We, Not Me, Will Take You A Lot Further.  Share The Credit.

In the realm of entrepreneurship, as in most endeavors that require a team effort to undertake successfully, a focus on “we,” not “me” will take you much further.  Share the credit.  Share the limelight.

Recently I was reminded of an entrepreneur with whom I used to work, who found it very difficult to use the words “we” and “us” and “our”.  His preferred vocabulary included “I,” “me,” and “my”.  I suppose that would have been OK, but for the fact that he needed the input, cooperation and collective effort of at least ten team members to successfully complete a project (a Merger/Acquisition transaction in this case).  This created a couple of key problems.

First, given that the M&A transactions were quite complex and often involved tens of millions of dollars, many of the team members wanted to be recognized for their contributions and sacrifices (20-hour days at crunch time on a deal) in getting a deal done.  The more the entrepreneur threw around the word “I” and effectively took credit for all that went well, the more certain team members became frustrated and demoralized.  Since deals often lasted several months, even a year or more, as morale slid, mistakes and undermining behavior became more frequent and jeopardized the successful completion of many deals.

Second, and perhaps more important, the more the entrepreneur threw around the word “I,” the smaller he made his company seem in the eyes of current and prospective clients.  It made it sound like the company was just him and his efforts, rather than the collective effort of a well-managed team with an effective leader.  Since the company was often competing against bigger, better-known rivals to win deals, this had the potential to become a major issue in sales and marketing efforts.

In short, this entrepreneur’s desire to take credit for everything and receive personal recognition, rather than allowing his team to feel like an integral and important part of the company’s success, threatened to undermine the organization’s talent base, deal performance, and credibility in the marketplace.

I spent about eighteen months attempting to convince the entrepreneur that it would make sense to give credit to the team, rather than trying to continuously keep himself individually in the spotlight.  When he’d send me documents to review that were loaded with “I,” I’d send him back a message along the lines of “change I to we and my to our”.  When I’d hear him being self-congratulatory in meetings and sales calls, afterwards I’d gently (and sometimes not-so-gently) remind him that he needed to change his vocabulary and use the word “we” more.  I’d emphasize to him that the only way for the company to grow was to build a strong, capable, motivated team.  I’d tell him to share the credit and that there was no way to do it all individually, nor was there much rationale for pretending that was how it was happening.

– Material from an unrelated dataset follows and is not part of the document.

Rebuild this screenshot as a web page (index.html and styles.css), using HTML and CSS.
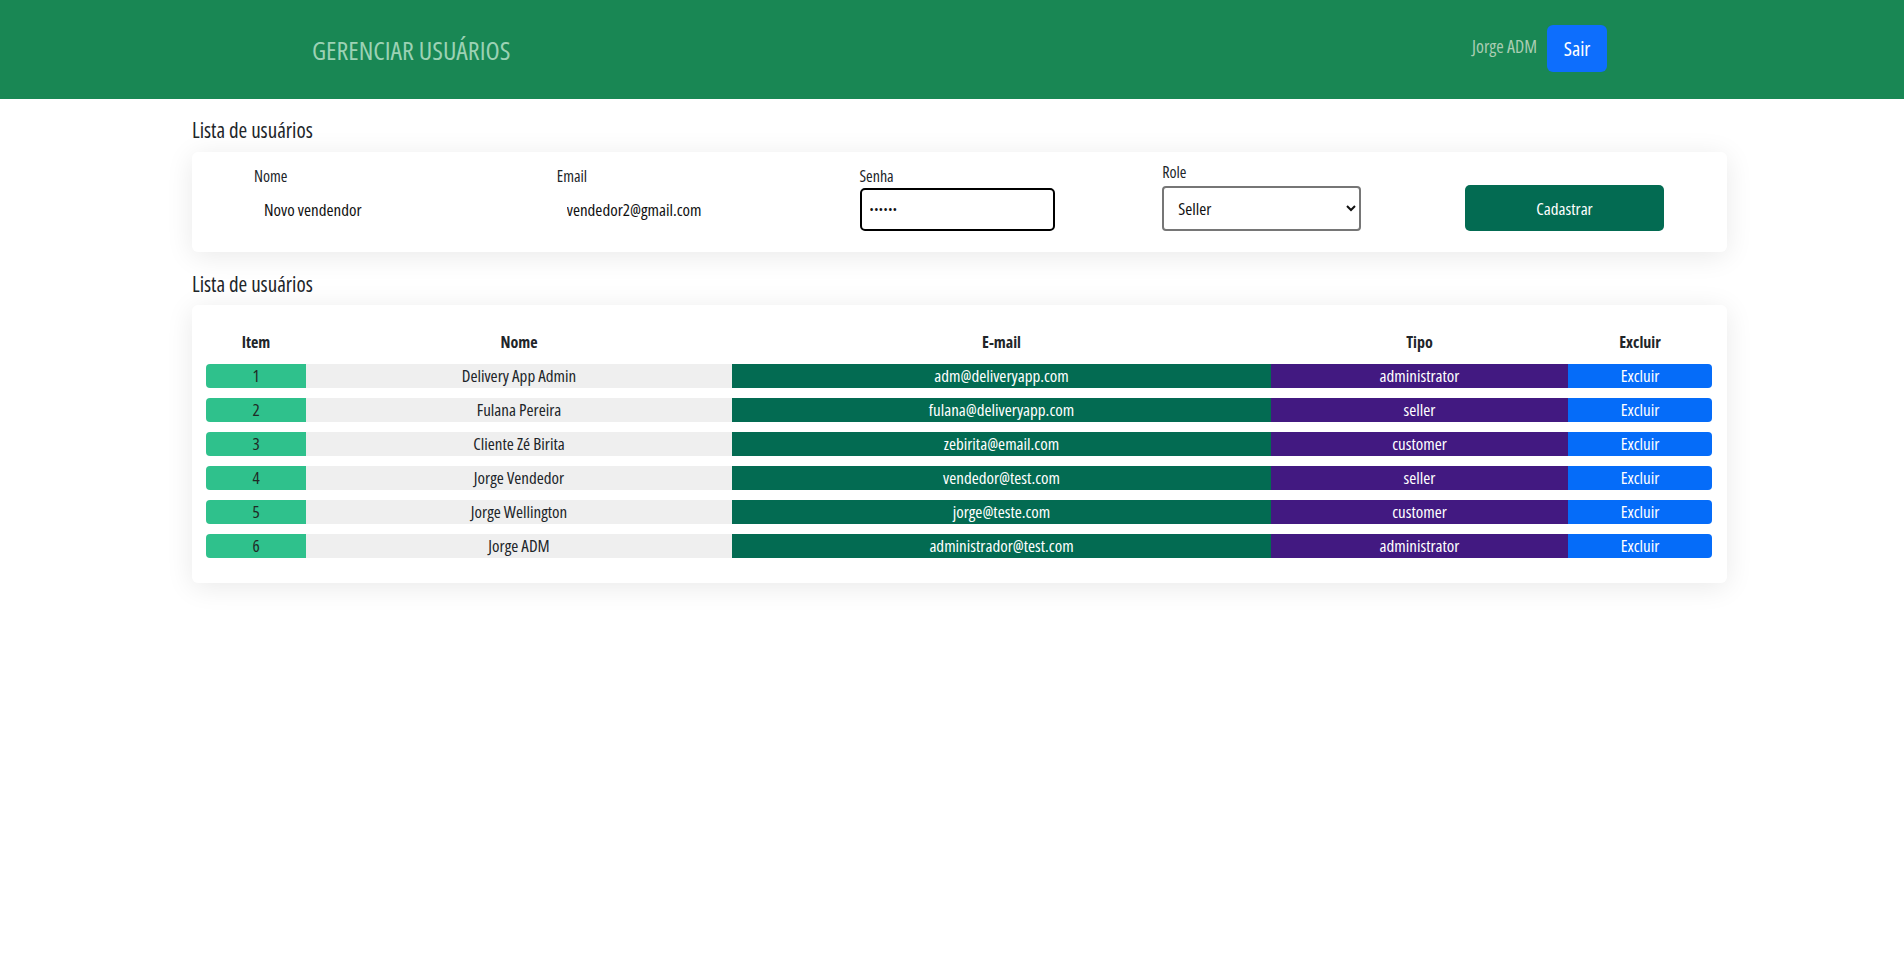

I’d like to tell you that the story has a happy ending, but in fact, it did not end well.  The entrepreneur had a hard time taking advice and continued to focus on himself and tout how great he was, rather than building up the people and the organization around him.  He had an inability to understand how others perceived his words and actions, and a lack of desire to make much progress on improving in this area.  His case was a bit extreme, almost to the point of being in sociopath territory.

Eventually, this entrepreneur ended up alienating everyone around him who could help him, including clients, prospects, employees, business associates, family members, and finally, me.  I may have been the most “long-suffering” of the lot, as I looked at helping him improve as a personal challenge, but at the end of the day, he was not capable of changing and ended up with his business and the rest of his life in shambles.  It’s been several years and he has not yet bounced back from this experience.  Meanwhile, the team that was around him at that time has bounced back nicely.  They did not suffer from the same “I-centered” personality flaw.

This is a cautionary tale.  If you think you have some of the tendencies highlighted in this article, be careful.  Be honest with yourself.  Seek counsel from credible sources.  Be willing to change, before you suffer a similar fate to that of the entrepreneur in this article.  Share the credit for all that goes well in your business.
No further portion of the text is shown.